Many people often dismiss ‘Soapy Sam’ as a slouch but this clearly wasn’t true. He was a competent mathematician and had a very keen interest in natural Science, he was vice president for British Association for the Advancement of Science and wrote a 39 page review on The Origin Of The Species which Darwin said was “uncommonly clever and he had picked up on all the weak points in the arguments”. Wilberforce was no slouch! The arguments that Wilberforce seemed to use in the debate were purely on Scientific grounds and theological issues and Christian belief didn’t enter in to the discussion. Also we have to take into account that most of the best known scientists at the time opposed Darwin and Wilberforce was merely standing on the side of conventional science. This is a vastly important point that shouldn’t be over looked. Most objective observers of the debate did feel Wilberforce lost because he didn’t seem to come across well, and unfortunately was unpopular among Oxford Don’s. It was merely a failure of manners on his part.

In conclusion, I submit that after taking an honest look at these two events, they fail to support the conflict thesis. Misconceptions like these can cause unnecessary conflicts and its extremely important to look at the truth behind these events. In the next post I shall continue to examine the alleged tension between Science and Faith, looking at the roots of modern science. I finish with a quote from historian of science Colin Russell:

‘The common belief that…the actual relations between religion and science over the last few centuries have been marked by deep and enduring hostility…is not only historically inaccurate, but actually a caricature so grotesque that what needs to be explained is how it could possibly have achieved any degree of respectability’

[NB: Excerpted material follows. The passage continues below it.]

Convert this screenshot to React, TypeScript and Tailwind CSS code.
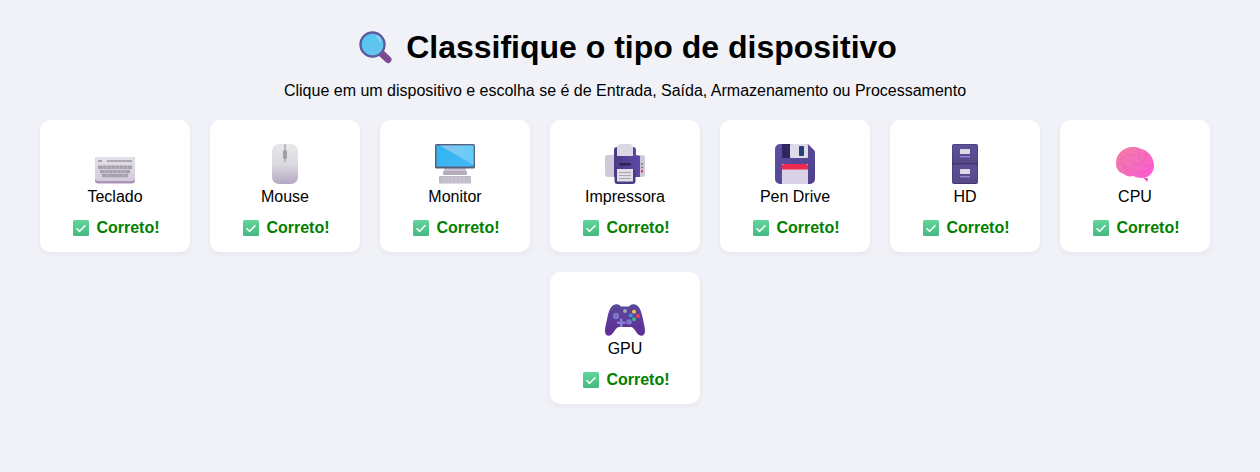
const font = "[font-family:'Liberation_Sans',Arial,sans-serif]";

function Keyboard() {
  return (
    <svg viewBox="0 0 40 40" className="h-10 w-10">
      <defs>
        <linearGradient id="kb" x1="0" y1="0" x2="0" y2="1">
          <stop offset="0" stopColor="#e3e0e7" />
          <stop offset="1" stopColor="#d3ccdb" />
        </linearGradient>
      </defs>
      <rect x="0" y="13" width="40" height="26.5" rx="3" fill="#a797b5" />
      <rect x="0" y="13" width="40" height="24" rx="3" fill="url(#kb)" />
      <rect x="3" y="16" width="4" height="2" fill="#a9a4ae" />
      <rect x="12" y="16" width="25" height="2" fill="#a9a4ae" />
      <rect x="3" y="21.500" width="34" height="3.600" fill="#a5a0ab" />
      <rect x="5" y="26" width="30" height="3.300" fill="#a5a0ab" />
      <rect x="7" y="30" width="26" height="3.300" fill="#a5a0ab" />
      <path d="M15 16v2M19 16v2M23 16v2M27 16v2M31 16v2M8 21.500v3.600M12 21.500v3.600M16 21.500v3.600M20 21.500v3.600M24 21.500v3.600M28 21.500v3.600M32 21.500v3.600M10 26v3.300M14 26v3.300M18 26v3.300M22 26v3.300M26 26v3.300M30 26v3.300M12 30v3.300M28 30v3.300" stroke="#cfcad5" strokeWidth=".6" />
    </svg>
  );
}

function Mouse() {
  return (
    <svg viewBox="0 0 40 40" className="h-10 w-10">
      <defs>
        <linearGradient id="ms" x1="0" y1="0" x2="0" y2="1">
          <stop offset="0" stopColor="#e8e7ea" />
          <stop offset=".5" stopColor="#dcdadf" />
          <stop offset="1" stopColor="#b3a8c2" />
        </linearGradient>
      </defs>
      <rect x="7" y="0" width="26" height="40" rx="7" fill="url(#ms)" />
      <rect x="19.400" y="0" width="1.200" height="18" fill="#a19ea6" />
      <rect x="18" y="6" width="4" height="9" rx="1.500" fill="#a3a0a8" />
    </svg>
  );
}

function Monitor() {
  return (
    <svg viewBox="0 0 40 40" className="h-10 w-10">
      <defs>
        <linearGradient id="scr" x1="0" y1="0" x2="1" y2="1">
          <stop offset="0" stopColor="#2fb4f2" />
          <stop offset="1" stopColor="#45b8f5" />
        </linearGradient>
        <linearGradient id="scr2" x1="0" y1="0" x2="1" y2="0">
          <stop offset="0" stopColor="#8fc4ee" />
          <stop offset="1" stopColor="#62cdf6" />
        </linearGradient>
      </defs>
      <rect x="9" y="24" width="22" height="4" fill="#c9c3d2" />
      <rect x="8" y="27" width="24" height="4" rx="1" fill="#b5acc0" />
      <rect x="0" y="0" width="40" height="24.500" rx="1.500" fill="#55607a" />
      <rect x="1.500" y="1.500" width="37" height="21" fill="url(#scr)" />
      <path d="M5 1.500h33.500V21z" fill="url(#scr2)" />
      <rect x="4" y="32" width="32" height="7.500" rx="1" fill="#bdb6c6" />
      <path d="M5 34h30M5 36h30M5 38h30M9 32v7M13 32v7M17 32v7M21 32v7M25 32v7M29 32v7" stroke="#d3cfd9" strokeWidth=".5" />
    </svg>
  );
}

function Printer() {
  return (
    <svg viewBox="0 0 40 40" className="h-10 w-10">
      <defs>
        <linearGradient id="pr" x1="0" y1="0" x2="1" y2="0">
          <stop offset="0" stopColor="#4b3a84" />
          <stop offset="1" stopColor="#5b4aa6" />
        </linearGradient>
      </defs>
      <rect x="0" y="11" width="40" height="22" rx="3" fill="#cfc9da" />
      <path d="M9 6a3 3 0 0 1 3-3h16a3 3 0 0 1 3 3v5l4 1v21H9z" fill="url(#pr)" />
      <path d="M12 4a4 4 0 0 1 4-4h8a4 4 0 0 1 4 4v8H12z" fill="#dcd7e4" />
      <rect x="14" y="19" width="12" height="2.400" rx="1.200" fill="#2c2450" />
      <rect x="36" y="19" width="2" height="2" rx="1" fill="#77718a" />
      <rect x="36" y="22.500" width="2" height="2" rx="1" fill="#77718a" />
      <rect x="36" y="26" width="2" height="2.400" fill="#f0304f" />
      <rect x="9.500" y="25" width="21" height="15" rx="3" fill="#4a3c80" />
      <rect x="12" y="25" width="16" height="12.500" fill="#e3dfe9" />
      <path d="M14 28.500h12M14 31.500h12M14 34.500h12" stroke="#aaa4b7" strokeWidth="1" />
    </svg>
  );
}

function Floppy() {
  return (
    <svg viewBox="0 0 40 40" className="h-10 w-10">
      <defs>
        <linearGradient id="fl" x1="0" y1="0" x2="1" y2="1">
          <stop offset="0" stopColor="#5f4fa6" />
          <stop offset="1" stopColor="#4f3f8c" />
        </linearGradient>
      </defs>
      <path d="M5 0h27a3 3 0 0 1 2 1l5 5a3 3 0 0 1 1 2v27a5 5 0 0 1-5 5H5a5 5 0 0 1-5-5V5a5 5 0 0 1 5-5z" fill="url(#fl)" />
      <rect x="7" y="0" width="26" height="14" rx="1" fill="#2f2660" />
      <rect x="15" y="0" width="18" height="14" rx="1" fill="#dfdbe6" />
      <rect x="24" y="2" width="5" height="10" rx=".8" fill="#2b3f77" />
      <rect x="7" y="20" width="26" height="20" fill="#dad3e7" />
      <path d="M9 20h22a2 2 0 0 1 2 2v3.500H7V22a2 2 0 0 1 2-2z" fill="#ee2a4f" />
    </svg>
  );
}

function Cabinet() {
  const drawer = (y: number) => (
    <g key={y}>
      <rect x="7.500" y={y + 0.5} width="25" height="18.500" rx="1.500" fill="url(#cb)" />
      <rect x="15" y={y + 5} width="10" height="5" rx=".7" fill="#dcd8e6" />
      <rect x="15" y={y + 12} width="10" height="1.400" fill="#9a7fdc" />
    </g>
  );
  return (
    <svg viewBox="0 0 40 40" className="h-10 w-10">
      <defs>
        <linearGradient id="cb" x1="0" y1="0" x2="0" y2="1">
          <stop offset="0" stopColor="#5c5099" />
          <stop offset="1" stopColor="#574886" />
        </linearGradient>
      </defs>
      <rect x="7" y="0" width="26" height="40" rx="2" fill="#43366f" />
      {drawer(0)}
      {drawer(20)}
    </svg>
  );
}

function Brain() {
  return (
    <svg viewBox="0 0 40 40" className="h-10 w-10">
      <defs>
        <linearGradient id="br" x1="0" y1="0" x2="1" y2="1">
          <stop offset="0" stopColor="#f37ea0" />
          <stop offset=".55" stopColor="#f56cc0" />
          <stop offset="1" stopColor="#ff55d8" />
        </linearGradient>
      </defs>
      <path d="M28 33l5 1.500-.8 3.500z" fill="#f040b8" />
      <path d="M1 19C1 10 8 3 18 3c3 0 5 .5 7 1.500 7 1 14 8 14 17 0 8-6 12.500-12 12.500-4 0-6-1-9-2-4 1-7 0-9-2-4-1-8-4-8-11z" fill="url(#br)" />
      <path d="M4 19c3-1 5 1 6 4M10 23c0 3 3 4 6 4M12 9c2 3 6 3 8 1M22 4c3 3 3 7 1 9M30 9c2 4 0 8-4 9M17 18c3 3 7 3 10 1M36 20c-2 2-5 3-7 2M24 28c4 1 8 0 10-3M10 13c-2 0-4 1-5 3" fill="none" stroke="#e85aa8" strokeWidth=".7" strokeLinecap="round" />
    </svg>
  );
}

function Gamepad() {
  return (
    <svg viewBox="0 0 40 40" className="h-10 w-10">
      <defs>
        <linearGradient id="gp" x1="0" y1="0" x2="0" y2="1">
          <stop offset="0" stopColor="#5a4a9c" />
          <stop offset="1" stopColor="#5f2d94" />
        </linearGradient>
      </defs>
      <path d="M10 8.500C13 7.500 15 9 16 10.500H24C25 9 27 7.500 30 8.500C34 9.500 36 14 37.500 21C39 28 40 32 40 35C40 39 37 41 34 39C31 37 29 31 26 31H14C11 31 9 37 6 39C3 41 0 39 0 35C0 32 1 28 2.500 21C4 14 6 9.500 10 8.500Z" fill="url(#gp)" />
      <circle cx="11" cy="20" r="3.200" fill="#7f74cc" />
      <circle cx="24" cy="26" r="2.800" fill="#7f74cc" />
      <path d="M15 22.500h2.400V25.500h3v2.400h-3v3H15v-3h-3v-2.400h3z" fill="#8a7fd8" />
      <circle cx="20" cy="15" r="1.900" fill="#a9a4b8" />
      <circle cx="29" cy="15.800" r="2" fill="#f2c53a" />
      <circle cx="25.800" cy="19.500" r="2" fill="#3f8fe8" />
      <circle cx="33" cy="20" r="2" fill="#e8405a" />
      <circle cx="29" cy="23.200" r="2" fill="#2fc27a" />
    </svg>
  );
}

function Magnifier() {
  return (
    <svg viewBox="0 0 34 33" className="h-[33px] w-[34px]">
      <defs>
        <linearGradient id="mg" x1="0" y1="0" x2="1" y2="1">
          <stop offset="0" stopColor="#4ec8ee" />
          <stop offset="1" stopColor="#6bc4f0" />
        </linearGradient>
      </defs>
      <line x1="21" y1="21" x2="29" y2="28.500" stroke="#7d4a92" strokeWidth="7" strokeLinecap="round" />
      <circle cx="13.500" cy="13.500" r="12" fill="url(#mg)" stroke="#62589e" strokeWidth="2.400" />
      <path d="M18 5a10 10 0 0 1 3.500 5" fill="none" stroke="#a8e0f6" strokeWidth="1.200" strokeLinecap="round" />
    </svg>
  );
}

function Check() {
  return (
    <svg viewBox="0 0 16 16" className="h-4 w-4 shrink-0">
      <defs>
        <linearGradient id="ck" x1="0" y1="0" x2="0" y2="1">
          <stop offset="0" stopColor="#63d69a" />
          <stop offset="1" stopColor="#45b883" />
        </linearGradient>
      </defs>
      <rect width="16" height="16" rx="1.500" fill="url(#ck)" />
      <path d="M3.500 8.300l3 3 6-6" fill="none" stroke="#f2fff7" strokeWidth="1.600" />
    </svg>
  );
}

const devices = [
  { name: "Teclado", icon: <Keyboard /> },
  { name: "Mouse", icon: <Mouse /> },
  { name: "Monitor", icon: <Monitor /> },
  { name: "Impressora", icon: <Printer /> },
  { name: "Pen Drive", icon: <Floppy /> },
  { name: "HD", icon: <Cabinet /> },
  { name: "CPU", icon: <Brain /> },
  { name: "GPU", icon: <Gamepad /> },
];

export default function App() {
  return (
    <div className={`min-h-[472px] w-full bg-[#f0f2f7] text-black ${font}`}>
      <div className="w-[1250px] pt-[31px]">
        <h1 className="flex h-[33px] items-center justify-center pl-[6px] text-[32px] leading-[33px] font-bold">
          <Magnifier />
          <span className="ml-[13px]">Classifique o tipo de dispositivo</span>
        </h1>
        <p className="mt-[18px] text-center text-base leading-[18px]">
          Clique em um dispositivo e escolha se é de Entrada, Saída, Armazenamento ou Processamento
        </p>
        <div className="mt-[20px] flex flex-wrap justify-center gap-5">
          {devices.map((d) => (
            <div
              key={d.name}
              className="flex h-[132px] w-[150px] flex-col items-center rounded-[10px] bg-white pt-6 shadow-[0_2px_6px_rgba(0,0,0,0.05)]"
            >
              {d.icon}
              <div className="mt-1 text-base leading-[18px]">{d.name}</div>
              <div className="mt-[13px] flex h-[18px] items-center gap-[7px] pl-[3px] text-base leading-[18px] font-bold text-[#008000]">
                <Check />
                <span>Correto!</span>
              </div>
            </div>
          ))}
        </div>
      </div>
    </div>
  );
}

Time for a Marmite sandwich!


2 thoughts on “The Science vs God Myth-Part 1

  1. That was very well written. I wonder though what you think of these head-in-the-sand devout Christian Republicans running for president in the US with their anti-science campaigns (Bachman, Perry, etc). I presume you are British and don’t have to endure it but I am interested. It seems we are approaching an era where what you “disproved” in this piece is becoming a reality.